Jake Ahn is a professional jewel thief who has to flee his home in Seattle after a robbery goes bad. His partner tries to burn him, and he leaves that new partner for dead in a dumpster. Without anywhere else to go, Jake pays a surprise visit to his brother Eugene in San Francisco. Eugene has his own problems—a work life that’s falling apart, serious financial woes, and a marriage in peril. While staying at Eugene’s apartment, Jake has to deal with selling the stolen jewels he brought with him, while using his lock-picking skills to plan additional heists. At the same time, he develops complicated feelings for his attractive sister-in-law and has to deal with how the physical abuse he and his brother suffered as children shaped their relationship. Unbeknownst to him, he’s also the target of his former partner, who survived and is bent on getting revenge against Jake—if he can find him—and is brutally interrogating possible contacts along the way. The story uses its time line well, interspersing Jake’s stay in San Francisco with scenes from the house robbery that got him into that predicament, the parallel story of his former partner’s process to track him down, and flashbacks to scenes from Jake and Eugene’s childhood. All these plot points work up to a seemingly inevitable conclusion, but there are enough interesting details and snappy dialogue along the way to make the journey there work. The book uses a great deal of detail in describing how Jake picks locks, how he learns to crack safes, and how he tries to figure out which jewelers and pawn shops might be willing to purchase clearly stolen merchandise. That attention to detail pays off, and helps make The Lockpicker a solid genre novel.”
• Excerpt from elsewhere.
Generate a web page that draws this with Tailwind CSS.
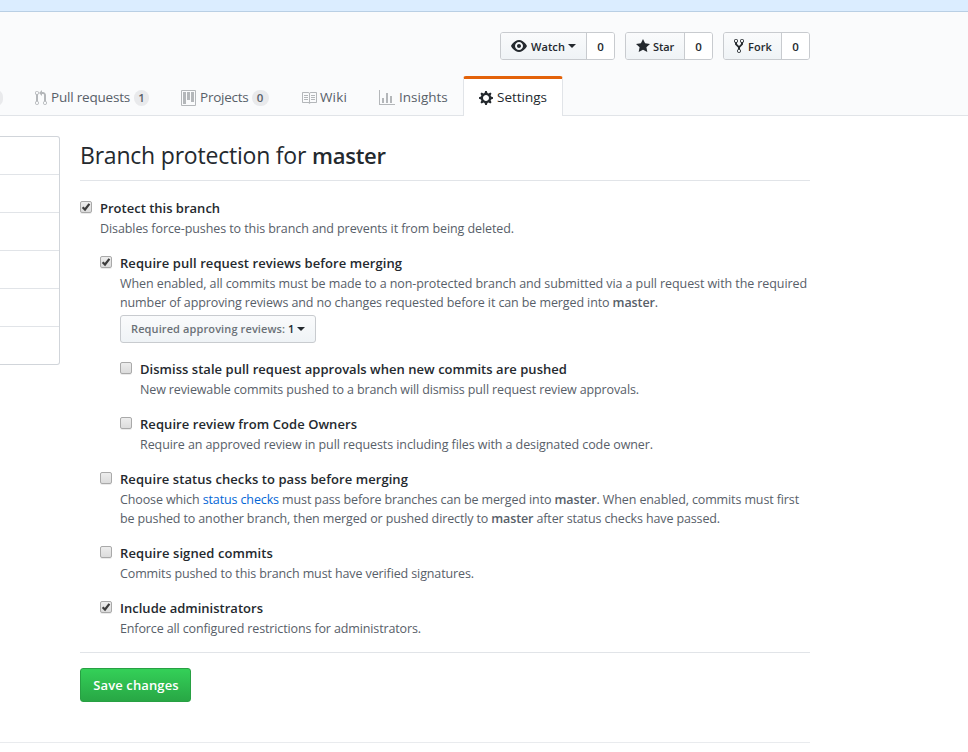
<!DOCTYPE html>
<html lang="en">
<head>
<meta charset="utf-8">
<title>Branch protection</title>
<script src="https://cdn.jsdelivr.net/npm/@tailwindcss/browser@4"></script>
</head>
<body class="h-[752px] overflow-hidden bg-white font-['Open_Sans','Noto_Sans',sans-serif] text-[13.5px] text-[#24292e]">
<svg class="hidden"><symbol id="check" viewBox="0 0 12 12"><path d="M2.6 6.2L5 8.5 9.4 2.8" fill="none" stroke="#3c3c3c" stroke-width="2.2"/></symbol></svg>
<div class="h-3 border-b border-[#b9cfe4] bg-[#dbedff]"></div>
<header class="h-[104px] border-b border-[#e1e4e8] bg-[#fafbfc] pt-5">
  <div class="flex w-[810px] justify-end gap-[10px] text-[11px] font-semibold leading-[18px]">
    <div class="flex h-7 w-[115px] overflow-hidden rounded-[3px] border border-[#c8cbcf]">
      <div class="flex w-[86px] items-center border-r border-[#c8cbcf] bg-linear-to-b from-[#fafbfc] to-[#eff3f6] pl-[10px]">
        <svg class="mr-1 h-4 w-4 shrink-0" viewBox="0 0 16 16" fill="currentColor"><path fill-rule="evenodd" d="M8.06 2C3 2 0 8 0 8s3 6 8.06 6C13 14 16 8 16 8s-3-6-7.94-6zM8 12c-2.2 0-4-1.78-4-4 0-2.2 1.8-4 4-4 2.22 0 4 1.8 4 4 0 2.22-1.78 4-4 4zm2-4c0 1.11-.89 2-2 2-1.11 0-2-.89-2-2 0-1.11.89-2 2-2 1.11 0 2 .89 2 2z"/></svg>
        <span class="pt-px tracking-[0.08px]">Watch</span>
        <svg class="ml-[3px] h-1 w-2 shrink-0" viewBox="0 0 8 4" fill="currentColor"><path d="M0 0h8L4 4z"/></svg>
      </div>
      <div class="flex-1 bg-white pt-[5px] text-center text-[11.5px]">0</div>
    </div>
    <div class="flex h-7 w-[88px] overflow-hidden rounded-[3px] border border-[#c8cbcf]">
      <div class="flex w-[59px] items-center border-r border-[#c8cbcf] bg-linear-to-b from-[#fafbfc] to-[#eff3f6] pl-[10px]">
        <svg class="mr-[3px] h-4 w-[14px] shrink-0" viewBox="0 0 14 16" fill="currentColor"><path d="M14 6l-4.9-.64L7 1 4.9 5.36 0 6l3.6 3.26L2.67 14 7 11.67 11.33 14l-.93-4.74z"/></svg>
        <span class="pt-px tracking-[-0.1px]">Star</span>
      </div>
      <div class="flex-1 bg-white pt-[5px] text-center text-[11.5px]">0</div>
    </div>
    <div class="flex h-7 w-[87px] overflow-hidden rounded-[3px] border border-[#c8cbcf]">
      <div class="flex w-[58px] items-center border-r border-[#c8cbcf] bg-linear-to-b from-[#fafbfc] to-[#eff3f6] pl-[10px]">
        <svg class="mr-1 h-4 w-[10px] shrink-0" viewBox="0 0 10 16" fill="currentColor"><path fill-rule="evenodd" d="M8 1a1.993 1.993 0 0 0-1 3.72V6L5 8 3 6V4.72A1.993 1.993 0 0 0 2 1a1.993 1.993 0 0 0-1 3.72V6.5l3 3v1.78A1.993 1.993 0 0 0 5 15a1.993 1.993 0 0 0 1-3.72V9.5l3-3V4.72A1.993 1.993 0 0 0 8 1zM2 4.2C1.34 4.2.8 3.65.8 3c0-.65.55-1.2 1.2-1.2.65 0 1.2.55 1.2 1.2 0 .65-.55 1.2-1.2 1.2zm3 10c-.66 0-1.2-.55-1.2-1.2 0-.65.55-1.2 1.2-1.2.65 0 1.2.55 1.2 1.2 0 .65-.55 1.2-1.2 1.2zm3-10c-.66 0-1.2-.55-1.2-1.2 0-.65.55-1.2 1.2-1.2.65 0 1.2.55 1.2 1.2 0 .65-.55 1.2-1.2 1.2z"/></svg>
        <span class="pt-px tracking-[0.1px]">Fork</span>
      </div>
      <div class="flex-1 bg-white pt-[5px] text-center text-[11.5px]">0</div>
    </div>
  </div>
  <nav class="mt-4 flex h-10 text-[#586069]">
    <div class="flex w-[19px] items-center pt-[3px]"><span class="-ml-[10px] h-4 w-[13px] rounded-full bg-[#e9eaec]"></span></div>
    <a class="flex w-[146px] items-center pt-[3px] pl-4">
      <svg class="mr-1 h-4 w-3 shrink-0" viewBox="0 0 12 16" fill="#b4b7ba"><path fill-rule="evenodd" d="M11 11.28V5c-.03-.78-.34-1.47-.94-2.06C9.46 2.35 8.78 2.03 8 2H7V0L4 3l3 3V4h1c.27.02.48.11.69.31.21.2.3.42.31.69v6.28A1.993 1.993 0 0 0 10 15a1.993 1.993 0 0 0 1-3.72zm-1 2.92c-.66 0-1.2-.55-1.2-1.2 0-.65.55-1.2 1.2-1.2.65 0 1.2.55 1.2 1.2 0 .65-.55 1.2-1.2 1.2zM4 3c0-1.11-.89-2-2-2a1.993 1.993 0 0 0-1 3.72v6.56A1.993 1.993 0 0 0 2 15a1.993 1.993 0 0 0 1-3.72V4.72c.59-.34 1-.98 1-1.72zm-.8 10c0 .66-.55 1.2-1.2 1.2-.65 0-1.2-.55-1.2-1.2 0-.65.55-1.2 1.2-1.2.65 0 1.2.55 1.2 1.2zM2 4.2C1.34 4.2.8 3.65.8 3c0-.65.55-1.2 1.2-1.2.65 0 1.2.55 1.2 1.2 0 .65-.55 1.2-1.2 1.2z"/></svg>
      <span class="tracking-[-0.2px]">Pull requests</span>
      <span class="ml-1 h-4 w-[15px] rounded-full bg-[#e9eaec] text-center text-[11.5px] font-semibold leading-4">1</span>
    </a>
    <a class="flex w-[120px] items-center pt-[3px] pl-4">
      <svg class="mr-1 h-4 w-[15px] shrink-0" viewBox="0 0 15 16" fill="#b4b7ba"><path fill-rule="evenodd" d="M10 12h3V2h-3v10zm-4-2h3V2H6v8zm-4 4h3V2H2v12zm-1 1h13V1H1v14zM14 0H1a1 1 0 0 0-1 1v14a1 1 0 0 0 1 1h13a1 1 0 0 0 1-1V1a1 1 0 0 0-1-1z"/></svg>
      <span class="tracking-[-0.24px]">Projects</span>
      <span class="ml-[3px] h-4 w-[17px] rounded-full bg-[#e9eaec] text-center text-[11.5px] font-semibold leading-4">0</span>
    </a>
    <a class="flex w-[78px] items-center pt-[3px] pl-4">
      <svg class="mr-[3px] h-4 w-4 shrink-0" viewBox="0 0 16 16" fill="#b4b7ba"><path fill-rule="evenodd" d="M3 5h4v1H3V5zm0 3h4V7H3v1zm0 2h4V9H3v1zm11-5h-4v1h4V5zm0 2h-4v1h4V7zm0 2h-4v1h4V9zm2-6v9c0 .55-.45 1-1 1H9.5l-1 1-1-1H2c-.55 0-1-.45-1-1V3c0-.55.45-1 1-1h5.5l1 1 1-1H15c.55 0 1 .45 1 1zm-8 .5L7.5 3H2v9h6V3.5zm7-.5H9.5l-.5.5V12h6V3z"/></svg>
      <span class="tracking-[0.15px]">Wiki</span>
    </a>
    <a class="flex w-[100px] items-center pt-[3px] pl-4">
      <svg class="mr-1 h-4 w-4 shrink-0" viewBox="0 0 16 16" fill="#b4b7ba"><path d="M16 14v1H0V0h1v14h15zM5 13H3V8h2v5zm4 0H7V3h2v10zm4 0h-2V6h2v7z"/></svg>
      <span>Insights</span>
    </a>
    <a class="flex w-[100px] items-center rounded-t-[3px] border-x border-t-[3px] border-x-[#e1e4e8] border-t-[#e36209] bg-white pl-[15px] text-[#24292e]">
      <svg class="mr-1 h-4 w-[14px] shrink-0" viewBox="0 0 14 16" fill="currentColor"><path fill-rule="evenodd" d="M14 8.77v-1.6l-1.94-.64-.45-1.09.88-1.84-1.13-1.13-1.81.91-1.09-.45-.69-1.92h-1.6l-.63 1.94-1.11.45-1.84-.88-1.13 1.13.91 1.81-.45 1.09L0 7.23v1.59l1.94.64.45 1.09-.88 1.84 1.13 1.13 1.81-.91 1.09.45.69 1.92h1.59l.63-1.94 1.11-.45 1.84.88 1.13-1.13-.92-1.81.47-1.09L14 8.75v.02zM7 11c-1.66 0-3-1.34-3-3s1.34-3 3-3 3 1.34 3 3-1.34 3-3 3z"/></svg>
      <span>Settings</span>
    </a>
  </nav>
</header>
<div class="flex w-[810px] pt-5">
  <aside class="mr-5 h-[229px] w-[60px] divide-y divide-[#e1e4e8] rounded-r-[3px] border-y border-r border-[#d1d5da]">
    <div class="h-[38px]"></div><div class="h-[38px]"></div><div class="h-[38px]"></div><div class="h-[38px]"></div><div class="h-[38px]"></div><div class="h-[37px]"></div>
  </aside>
  <main class="w-[730px] whitespace-nowrap">
    <h2 class="h-[45px] border-b border-[#e1e4e8] text-[23px] leading-[39px] tracking-[-0.21px]">Branch protection for <b class="text-[22px] font-semibold tracking-[-0.25px]">master</b></h2>
    <section class="mt-[17px] flex">
      <div class="relative mt-[3px] h-3 w-3 shrink-0"><input type="checkbox" checked class="block h-3 w-3 appearance-none rounded-[2px] border border-[#a9a9a9] bg-linear-to-b from-[#ededed] to-[#dcdcdc] shadow-[0_1px_0_rgba(0,0,0,0.08)]"><svg class="absolute inset-0 h-3 w-3"><use href="#check"/></svg></div>
      <div class="ml-2">
        <div class="text-[13px] font-semibold leading-[21px]"><span class="tracking-[0px]">Protect this branch</span></div>
        <p class="text-[12.5px] leading-[19px] text-[#586069]"><span class="tracking-[-0.088px]">Disables force-pushes to this branch and prevents it from being deleted.</span></p>
      </div>
    </section>
    <section class="mt-[15px] ml-5 flex">
      <div class="relative mt-[3px] h-3 w-3 shrink-0"><input type="checkbox" checked class="block h-3 w-3 appearance-none rounded-[2px] border border-[#a9a9a9] bg-linear-to-b from-[#ededed] to-[#dcdcdc] shadow-[0_1px_0_rgba(0,0,0,0.08)]"><svg class="absolute inset-0 h-3 w-3"><use href="#check"/></svg></div>
      <div class="ml-2">
        <div class="text-[13px] font-semibold leading-[21px]"><span class="tracking-[0.07px]">Require pull request reviews before merging</span></div>
        <p class="text-[12.5px] leading-[19px] text-[#586069]"><span class="tracking-[-0.084px]">When enabled, all commits must be made to a non-protected branch and submitted via a pull request with the required</span><br><span class="tracking-[-0.104px]">number of approving reviews and no changes requested before it can be merged into <b class="font-semibold">master</b>.</span></p>
        <button class="mt-[3px] flex h-7 w-[196px] items-center rounded-[3px] border border-[#c8cbcf] bg-linear-to-b from-[#fafbfc] to-[#eff3f6] pl-[10px] text-[11px] font-semibold"><span class="pt-px tracking-[0.11px]"><span class="text-[#6b7177]">Required approving reviews:</span> 1</span><svg class="ml-[2px] h-1 w-2 shrink-0" viewBox="0 0 8 4" fill="currentColor"><path d="M0 0h8L4 4z"/></svg></button>
      </div>
    </section>
    <section class="mt-4 ml-10 flex">
      <input type="checkbox" class="mt-[3px] h-3 w-3 shrink-0 appearance-none rounded-[2px] border border-[#a9a9a9] bg-linear-to-b from-[#ededed] to-[#dcdcdc] shadow-[0_1px_0_rgba(0,0,0,0.08)]">
      <div class="ml-2">
        <div class="text-[13px] font-semibold leading-[21px]"><span class="tracking-[0.033px]">Dismiss stale pull request approvals when new commits are pushed</span></div>
        <p class="text-[12.5px] leading-[19px] text-[#586069]"><span class="tracking-[-0.125px]">New reviewable commits pushed to a branch will dismiss pull request review approvals.</span></p>
      </div>
    </section>
    <section class="mt-[15px] ml-10 flex">
      <input type="checkbox" class="mt-[3px] h-3 w-3 shrink-0 appearance-none rounded-[2px] border border-[#a9a9a9] bg-linear-to-b from-[#ededed] to-[#dcdcdc] shadow-[0_1px_0_rgba(0,0,0,0.08)]">
      <div class="ml-2">
        <div class="text-[13px] font-semibold leading-[21px]"><span class="tracking-[0.064px]">Require review from Code Owners</span></div>
        <p class="text-[12.5px] leading-[19px] text-[#586069]"><span class="tracking-[-0.084px]">Require an approved review in pull requests including files with a designated code owner.</span></p>
      </div>
    </section>
    <section class="mt-[15px] ml-5 flex">
      <input type="checkbox" class="mt-[3px] h-3 w-3 shrink-0 appearance-none rounded-[2px] border border-[#a9a9a9] bg-linear-to-b from-[#ededed] to-[#dcdcdc] shadow-[0_1px_0_rgba(0,0,0,0.08)]">
      <div class="ml-2">
        <div class="text-[13px] font-semibold leading-[21px]"><span class="tracking-[0.072px]">Require status checks to pass before merging</span></div>
        <p class="text-[12.5px] leading-[19px] text-[#586069]"><span class="tracking-[-0.121px]">Choose which <a class="text-[#0366d6]">status checks</a> must pass before branches can be merged into <b class="font-semibold">master</b>. When enabled, commits must first</span><br><span class="tracking-[-0.131px]">be pushed to another branch, then merged or pushed directly to <b class="font-semibold">master</b> after status checks have passed.</span></p>
      </div>
    </section>
    <section class="mt-[15px] ml-5 flex">
      <input type="checkbox" class="mt-[3px] h-3 w-3 shrink-0 appearance-none rounded-[2px] border border-[#a9a9a9] bg-linear-to-b from-[#ededed] to-[#dcdcdc] shadow-[0_1px_0_rgba(0,0,0,0.08)]">
      <div class="ml-2">
        <div class="text-[13px] font-semibold leading-[21px]"><span class="tracking-[0.09px]">Require signed commits</span></div>
        <p class="text-[12.5px] leading-[19px] text-[#586069]"><span class="tracking-[-0.117px]">Commits pushed to this branch must have verified signatures.</span></p>
      </div>
    </section>
    <section class="mt-[15px] ml-5 flex">
      <div class="relative mt-[3px] h-3 w-3 shrink-0"><input type="checkbox" checked class="block h-3 w-3 appearance-none rounded-[2px] border border-[#a9a9a9] bg-linear-to-b from-[#ededed] to-[#dcdcdc] shadow-[0_1px_0_rgba(0,0,0,0.08)]"><svg class="absolute inset-0 h-3 w-3"><use href="#check"/></svg></div>
      <div class="ml-2">
        <div class="text-[13px] font-semibold leading-[21px]"><span class="tracking-[0.013px]">Include administrators</span></div>
        <p class="text-[12.5px] leading-[19px] text-[#586069]"><span class="tracking-[-0.128px]">Enforce all configured restrictions for administrators.</span></p>
      </div>
    </section>
    <hr class="mt-[14px] border-[#e1e4e8]">
    <button class="mt-[15px] h-[34px] w-[111px] rounded-[3px] border border-[#28a043] bg-linear-to-b from-[#34d058] to-[#28a745] pt-px pl-px text-[13px] font-semibold tracking-[0.13px] text-white">Save changes</button>
  </main>
</div>
<hr class="mt-10 w-[810px] border-[#e9ebee]">
</body>
</html>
Jeff Fleischer, Foreword Reviews

Praise for Leonard Chang

“Chang is patient and precise. His knack for dismantling sentiment and rendering the real is stunning.”
Michael Martone, author of Alive and Dead in Indiana

“Mr. Chang…creates characters who earn our quick attention and sympathies, and he describes events and emotions with equal grace.”
The Wall Street Journal

“Chang’s gift for unsentimental storytelling is indisputable.”
Library Journal

“Chang writes beautifully about the wounds of his characters and the wounds of society as a whole.”
James Sallis, author of Drive

“The key is character. Chang works like a painter, carefully brushing strokes of truth and depth on all of his characters.”
Michael Connelly, author of the Harry Bosch novels

“Chang’s novels…are the most entertaining, enjoyable books I’ve read in recent memory… He has slipped into a groove of mastery and confidence.”
KoreAm Journal

“Chang is…one of the most audaciously independent and intriguing writers in Korean American literature today.”
Korean Culture

“Chang restores my faith in the power of the novel to illuminate a way of life. He deals in a startling and disturbing way with the constantly recurring American themes of race, ethnic strife, class conflict, and the dream for a better life.”
Ernest Hebert, author of The Dogs of March

“Chang continues to explore the Korean American experience… He explores the immigrant experience, the presence of racism in both the white and Korean communities, the experiences in a dysfunctional family, school bullying, and the pursuit of the American dream.”